Charles turned his attention to me. “Who the fuck are you?” he asked. His manner was quite shocking, actually. What if I had been a prospective patient? If this was his bedside manner, I wasn’t sure how he’d ended up being a world-class surgeon. Maybe that wasn’t a requirement for surgeons, only regular doctors. Surgeons weren’t there to be friends with you, they were there to save your life.
Or something like that.
“Graham Kempner,” I told him, recognition of my name flashing in his eyes.
“Is this about a hospital grant or funding for your campaign? Because I don’t have time for any of that,” he told me dismissively.
Holland must’ve had her work cut out for her with this one.
“No, it’s nothing like that. Although I’m always on the lookout for hospitals with veteran rehabilitation programs,” I told him with a sarcastic grin.
Charles glanced at his watch. I’d better get on with it.

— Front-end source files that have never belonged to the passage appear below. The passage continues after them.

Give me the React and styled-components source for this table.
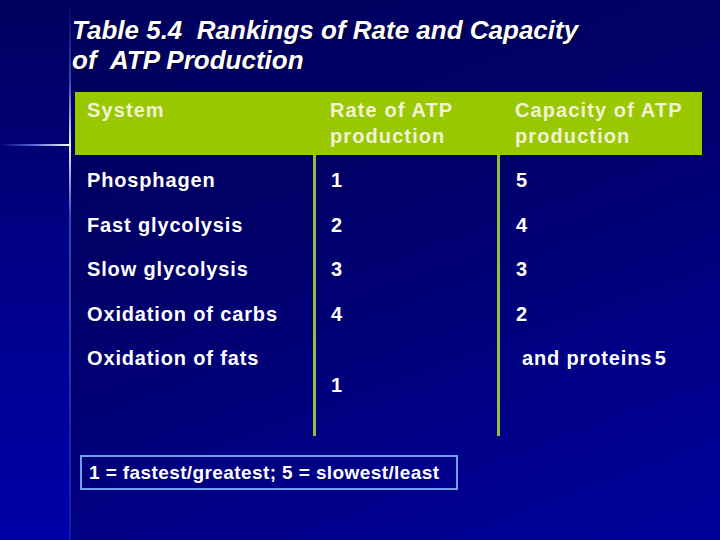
import React from 'react';
import styled, { createGlobalStyle } from 'styled-components';

const GlobalStyle = createGlobalStyle`
    html, body {
        margin: 0;
        padding: 0;
    }
    body {
        font-family: "Liberation Sans", Arial, sans-serif;
        background: #00006a;
    }
`;

const rows = [
    { system: 'Phosphagen', rate: '1', capacity: '5' },
    { system: 'Fast glycolysis', rate: '2', capacity: '4' },
    { system: 'Slow glycolysis', rate: '3', capacity: '3' },
    { system: 'Oxidation of carbs', rate: '4', capacity: '2' },
];

const App = () => {
    return (
        <>
            <GlobalStyle />
            <Slide>
                <Strip />
                <Main>
                    <Title>
                        Table 5.4&nbsp; Rankings of Rate and Capacity
                        <br />
                        of&nbsp; ATP Production
                    </Title>
                    <Table>
                        <HeadCell>System</HeadCell>
                        <HeadCell $pad={15}>
                            Rate of ATP
                            <br />
                            production
                        </HeadCell>
                        <HeadCell $pad={16}>
                            Capacity of ATP
                            <br />
                            production
                        </HeadCell>

                        {rows.map((r) => (
                            <React.Fragment key={r.system}>
                                <Cell>{r.system}</Cell>
                                <Cell $pad={15} $line>
                                    {r.rate}
                                </Cell>
                                <Cell $pad={16} $line>
                                    {r.capacity}
                                </Cell>
                            </React.Fragment>
                        ))}

                        <Cell $last>Oxidation of fats</Cell>
                        <Cell $pad={15} $line $last $top={41}>
                            1
                        </Cell>
                        <Cell $pad={22} $line $last>
                            and proteins&#8202;5
                        </Cell>
                    </Table>
                    <Legend>1 = fastest/greatest; 5 = slowest/least</Legend>
                </Main>
            </Slide>
        </>
    );
};

const Slide = styled.div`
    width: 720px;
    height: 540px;
    overflow: hidden;
    display: flex;
    background: linear-gradient(160deg, #00005c 0%, #000068 40%, #000088 75%, #00009a 100%);
`;

const Strip = styled.div`
    position: relative;
    flex: 0 0 70px;
    background: linear-gradient(180deg, #00005e 0%, #000084 45%, #0000a8 100%);

    /* glowing cross */
    &::before {
        content: '';
        position: absolute;
        right: -1px;
        top: 0;
        bottom: 0;
        width: 2px;
        background: linear-gradient(
            180deg,
            rgba(90, 120, 255, 0) 0%,
            rgba(110, 140, 255, 0.5) 15%,
            rgba(240, 240, 255, 1) 27%,
            rgba(110, 140, 255, 0.5) 40%,
            rgba(60, 80, 240, 0.3) 100%
        );
    }
    &::after {
        content: '';
        position: absolute;
        left: 0;
        right: -1px;
        top: 144px;
        height: 2px;
        background: linear-gradient(90deg, rgba(60, 90, 255, 0) 0%, rgba(120, 150, 255, 0.75) 50%, #ffffff 100%);
    }
`;

const Main = styled.div`
    flex: 1;
    display: flex;
    flex-direction: column;
    align-items: flex-start;
    padding: 15px 0 0 2px;
`;

const Title = styled.h1`
    margin: 0;
    font-family: "Liberation Sans", Arial, sans-serif;
    font-size: 26px;
    line-height: 30px;
    font-weight: bold;
    font-style: italic;
    color: #ffffff;
    text-shadow: 1px 1px 1px rgba(0, 0, 0, 0.6);
    white-space: nowrap;
`;

const Table = styled.div`
    margin: 17px 0 0 3px;
    display: grid;
    grid-template-columns: 240px 184px 203px;
    font-size: 20px;
    font-weight: bold;
`;

const HeadCell = styled.div`
    background: #99c800;
    color: #f2f2d6;
    height: 63px;
    box-sizing: border-box;
    padding: 5px 0 0 ${(p) => p.$pad || 12}px;
    line-height: 26px;
    letter-spacing: 1.1px;
    white-space: nowrap;
`;

const Cell = styled.div`
    color: #ffffff;
    height: ${(p) => (p.$last ? 103 : 44.5)}px;
    box-sizing: border-box;
    padding: ${(p) => p.$top || 14}px 0 0 ${(p) => p.$pad || 12}px;
    line-height: 22px;
    letter-spacing: 0.85px;
    border-left: ${(p) => (p.$line ? '3px solid #8fbf3c' : 'none')};
    margin-left: ${(p) => (p.$line ? '-2px' : '0')};
    white-space: nowrap;
`;

const Legend = styled.div`
    margin: 19px 0 0 8px;
    border: 2px solid #6f9ff0;
    padding: 5px 17px 5px 7px;
    color: #ffffff;
    font-size: 19px;
    font-weight: bold;
    line-height: 21px;
    letter-spacing: 0.4px;
    white-space: nowrap;
`;

export default App;
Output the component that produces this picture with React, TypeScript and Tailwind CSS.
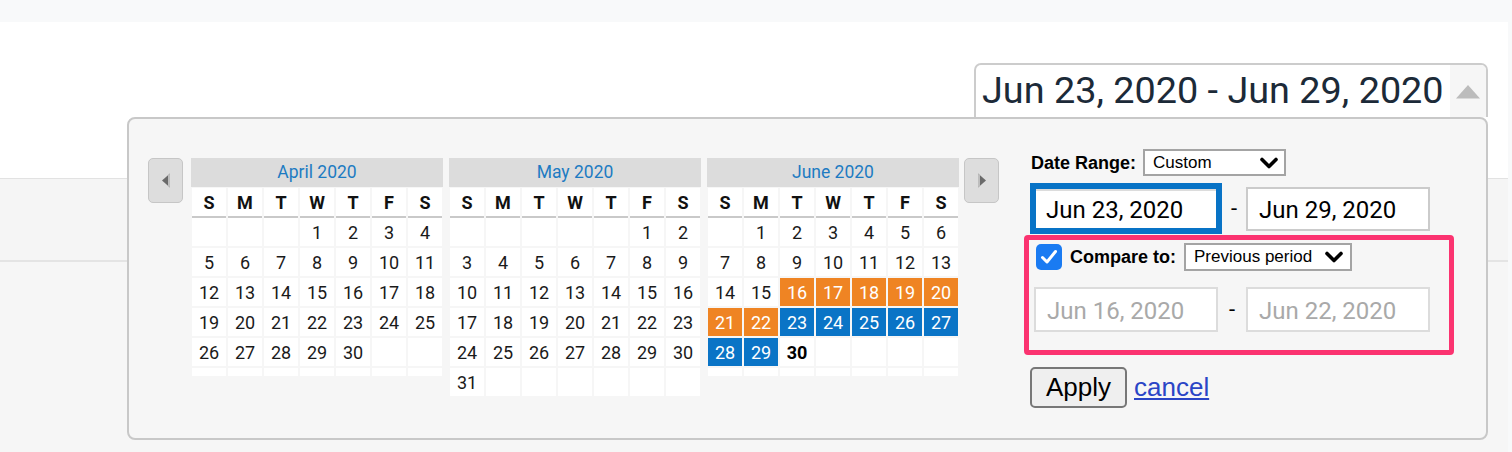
import React from "react";

type MonthProps = { title: string; start: number; days: number };

const ORANGE = [16, 17, 18, 19, 20, 21, 22];
const BLUE = [23, 24, 25, 26, 27, 28, 29];

function Month({ title, start, days, june }: MonthProps & { june?: boolean }) {
  const cells: (number | null)[] = [];
  for (let i = 0; i < start; i++) cells.push(null);
  for (let d = 1; d <= days; d++) cells.push(d);
  while (cells.length % 7 !== 0) cells.push(null);
  const weeks = cells.length / 7;
  const names = ["S", "M", "T", "W", "T", "F", "S"];
  return (
    <div className="w-[252px] flex flex-col">
      <div className="h-[29px] bg-[#dcdcdc] flex items-center justify-center text-[17.5px] text-[#1d7bc2]">
        {title}
      </div>
      <div className="grid grid-cols-7 gap-x-[2px] px-[1px] mt-[1px]">
        {names.map((n, i) => (
          <div
            key={i}
            className="h-[30px] bg-white border-b-2 border-[#c9c9c9] flex items-center justify-center font-bold text-[18px] text-[#111]"
          >
            {n}
          </div>
        ))}
      </div>
      <div className="grid grid-cols-7 gap-x-[2px] gap-y-[2px] px-[1px]">
        {cells.map((d, i) => {
          const orange = june && d !== null && ORANGE.includes(d);
          const blue = june && d !== null && BLUE.includes(d);
          const bold = june && d === 30;
          return (
            <div
              key={i}
              className={
                orange
                  ? "h-[28px] bg-[#ef8423] text-white flex items-center justify-center text-[18px]"
                  : blue
                  ? "h-[28px] bg-[#0a74c6] text-white flex items-center justify-center text-[18px]"
                  : bold
                  ? "h-[28px] bg-white text-black font-bold flex items-center justify-center text-[18px]"
                  : "h-[28px] bg-white text-[#1a1a1a] flex items-center justify-center text-[18px]"
              }
            >
              {d ?? ""}
            </div>
          );
        })}
        {weeks < 6 &&
          names.map((_, i) => <div key={"e" + i} className="h-[8px] bg-white" />)}
      </div>
    </div>
  );
}

function NavButton({ dir }: { dir: "left" | "right" }) {
  return (
    <div className="w-[35px] h-[45px] bg-[#dddddd] border border-[#c6c6c6] rounded-[5px] flex items-center justify-center shrink-0">
      <svg width="10" height="15" viewBox="0 0 10 15">
        {dir === "left" ? (
          <>
            <polygon points="9,0.5 9,14.5 1,7.5" fill="#6a6a6a" />
            <polygon points="9,0.5 9,14.5 7,12.7 7,2.3" fill="#bdbdbd" />
          </>
        ) : (
          <>
            <polygon points="1,0.5 1,14.5 9,7.5" fill="#6a6a6a" />
            <polygon points="1,0.5 1,14.5 3,12.7 3,2.3" fill="#bdbdbd" />
          </>
        )}
      </svg>
    </div>
  );
}

function Chevron() {
  return (
    <svg width="18" height="12" viewBox="0 0 18 12">
      <polyline
        points="2,2.5 9,9.5 16,2.5"
        fill="none"
        stroke="#000"
        strokeWidth="3.6"
        strokeLinecap="round"
        strokeLinejoin="round"
      />
    </svg>
  );
}

export default function App() {
  return (
    <div className="w-[1512px] h-[452px] bg-[#f8f9fa] overflow-hidden font-[Roboto,sans-serif]">
      <div className="h-[22px]" />
      <div className="w-[1508px]">
        <div className="h-[156px] bg-white flex justify-end pr-[20px] pt-[41px]">
          <div className="relative w-[514px] h-[54px] border-2 border-b-0 border-[#cccccc] rounded-t-[7px] bg-white flex items-center z-20">
            <span className="pl-[6px] text-[37.8px] leading-none text-[#1c2a38] whitespace-nowrap">
              Jun 23, 2020 - Jun 29, 2020
            </span>
            <div className="ml-auto w-[36px] h-full bg-[#f6f6f6] rounded-tr-[5px] flex items-center justify-center">
              <svg width="26" height="15" viewBox="0 0 26 15">
                <polygon points="1,14.5 25,14.5 13,1" fill="#bcbcbc" />
              </svg>
            </div>

            <div className="absolute right-[-2px] top-full w-[1361px] bg-[#f6f6f6] border-2 border-[#c8c8c8] rounded-[8px] pt-[30px] pb-[30px] pl-[19px] flex items-start">
              <div className="mt-[9px] flex items-start">
                <NavButton dir="left" />
                <div className="ml-[8px] flex gap-[6px]">
                  <Month title="April 2020" start={3} days={30} />
                  <Month title="May 2020" start={5} days={31} />
                  <Month title="June 2020" start={1} days={30} june />
                </div>
                <div className="ml-[5px]">
                  <NavButton dir="right" />
                </div>
              </div>

              <div className="ml-[25px] w-[430px] flex flex-col text-black">
                <div className="h-[27px] flex items-center pl-[7px]">
                  <span className="font-['Liberation_Sans',Arial,sans-serif] font-bold text-[18px] leading-none">
                    Date Range:
                  </span>
                  <div className="ml-[7px] w-[143px] h-[27px] border-2 border-[#a4a4a4] bg-white flex items-center justify-between pl-[8px] pr-[6px] text-[17px] font-['Liberation_Sans',Arial,sans-serif]">
                    <span>Custom</span>
                    <Chevron />
                  </div>
                </div>

                <div className="mt-[7px] flex items-center pl-[6px]">
                  <div className="w-[192px] h-[51px] border-[6px] border-[#0873c6] bg-white shadow-[inset_0_2px_0_#dcdcdc] flex items-center pl-[10px] pt-[2px] text-[24px]">
                    Jun 23, 2020
                  </div>
                  <div className="w-[24px] text-center text-[22px] leading-none">-</div>
                  <div className="w-[184px] h-[44px] border-2 border-[#cbcbcb] bg-white flex items-center pl-[11px] pt-[2px] text-[24px]">
                    Jun 29, 2020
                  </div>
                </div>

                <div className="mt-[1px] w-[430px] h-[120px] border-[5px] border-[#fb3370] rounded-[4px] pt-[3px] pl-[5px]">
                  <div className="h-[28px] flex items-center">
                    <div className="ml-[2px] w-[26px] h-[26px] rounded-[5px] bg-[#1a7bf2] flex items-center justify-center">
                      <svg width="18" height="16" viewBox="0 0 18 16">
                        <polyline
                          points="2.5,8.5 7,13 15.5,2.5"
                          fill="none"
                          stroke="#fff"
                          strokeWidth="3"
                          strokeLinecap="round"
                          strokeLinejoin="round"
                        />
                      </svg>
                    </div>
                    <span className="ml-[8px] font-['Liberation_Sans',Arial,sans-serif] font-bold text-[18px] leading-none">
                      Compare to:
                    </span>
                    <div className="ml-[8px] w-[168px] h-[28px] border-2 border-[#a4a4a4] bg-white flex items-center justify-between pl-[8px] pr-[7px] text-[17px] font-['Liberation_Sans',Arial,sans-serif]">
                      <span>Previous period</span>
                      <Chevron />
                    </div>
                  </div>
                  <div className="mt-[16px] flex items-center">
                    <div className="w-[184px] h-[45px] border-2 border-[#dcdcdc] bg-white flex items-center pl-[11px] pt-[2px] text-[24px] text-[#a9a9a9]">
                      Jun 16, 2020
                    </div>
                    <div className="w-[28px] text-center text-[22px] leading-none">-</div>
                    <div className="w-[184px] h-[45px] border-2 border-[#dcdcdc] bg-white flex items-center pl-[11px] pt-[2px] text-[24px] text-[#a9a9a9]">
                      Jun 22, 2020
                    </div>
                  </div>
                </div>

                <div className="mt-[12px] flex items-center pl-[6px] font-['Liberation_Sans',Arial,sans-serif]">
                  <div className="w-[97px] h-[41px] border-2 border-[#777777] rounded-[5px] bg-[#efefef] flex items-center justify-center text-[26px] text-black">
                    Apply
                  </div>
                  <a href="#" className="ml-[7px] text-[26px] underline text-[#2a45c6]">
                    cancel
                  </a>
                </div>
              </div>
            </div>
          </div>
        </div>
        <div className="h-[82px] bg-[#f5f5f5] border-t border-[#e2e2e2]" />
        <div className="h-[192px] bg-[#f6f6f6] border-t-2 border-[#e4e4e4]" />
      </div>
    </div>
  );
}
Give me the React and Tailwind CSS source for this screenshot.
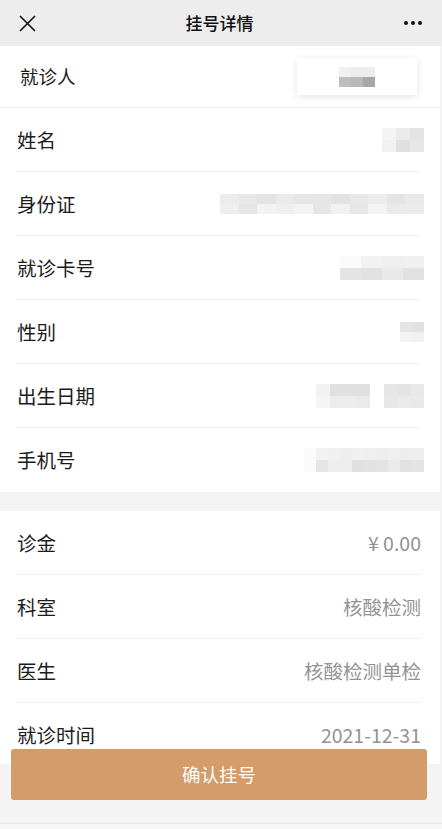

“I believe we have an acquaintance in common,” I began. He eyed me, confused.
“I was paged down here for us to talk about an acquaintance we have in common?”
“Did you ever have a girlfriend named Holland?” I asked with a small smirk, watching devastation, fury, and darkness flash across his features.
This girl had fucked up Dr. Dorfman.
Charlie
A Few Months Earlier
I think my heart actually stopped at the mention of Holly’s name. The force of her name made me step back. How did a name have that much power?
I tried to regain my composure. Clearing my throat, I fought to quell the little rush of excitement I was feeling. What did that say about me that after everything she did, I still panted like a dog in heat at the idea that I could find out where she had gone?
“You know Holly as well?” I asked him, my hand trembling by my side.
He glared at me disdainfully. “You still want her, don’t you?” he said, disgust thick in his voice.
“I’d like to know what happened after she left with my priceless belongings,” I replied, not exactly answering his question.
“I’m not quite sure where you fit into the timeline of men that she’s conned,” he said bluntly. And I flinched at the reminder that I was just another number to her. Every look, every word, every touch, it was all just a game.
“What did she
take from you?” he asked curiously.
I saw red at the question. “Family heirlooms,” I answered. When he seemed to shrug that off, I continued. “Maybe family heirlooms isn’t quite the right word. She stole priceless items dating back from World War II. My grandmother literally smuggled them with her as she tried to escape Germany and its concentration camps. There’s no replacing them. Not financially, not emotionally. It was quite frankly the most valuable thing that I owned.” There was a moment of awkward silence. “What did she take from you?”
“Some Revolutionary War artifacts,” he answered dryly. “Worth a lot, but not particularly things that I cared about.
I nodded.
“Look, can we go somewhere to talk?” he asked.
Nodding, he scanned the lobby. I wasn’t sure what I wanted to do. I didn’t see how it would do any good talking to him. What did he want me to say? Did he want me to admit how torn off I still was? Did he want me to admit that I slept on the left side of the bed now, even though I hadn’t had a side before her? But I was keeping her side of the bed open, just in case she came back. Did he want to hear about how I hadn’t been able to touch another woman, even though I had gone on dates with some over the past year that I should have been salivating over? Did he want to hear how I had worked more hours in the past year than I did when I was an intern?
No, I was pretty sure he didn’t care about any of that.
“I’ve got a couple of minutes,” I told him as I walked away, trusting he would follow me.
We walked into one of the individual waiting rooms, and I closed the door behind us, folding my arms and examining him. He was good-looking, way more attractive than I was, and it just made me feel like more of the mark than a man she would’ve been interested in.
“I’m going to find her. And I want your help,” he told me firmly, anger flashing in his eyes.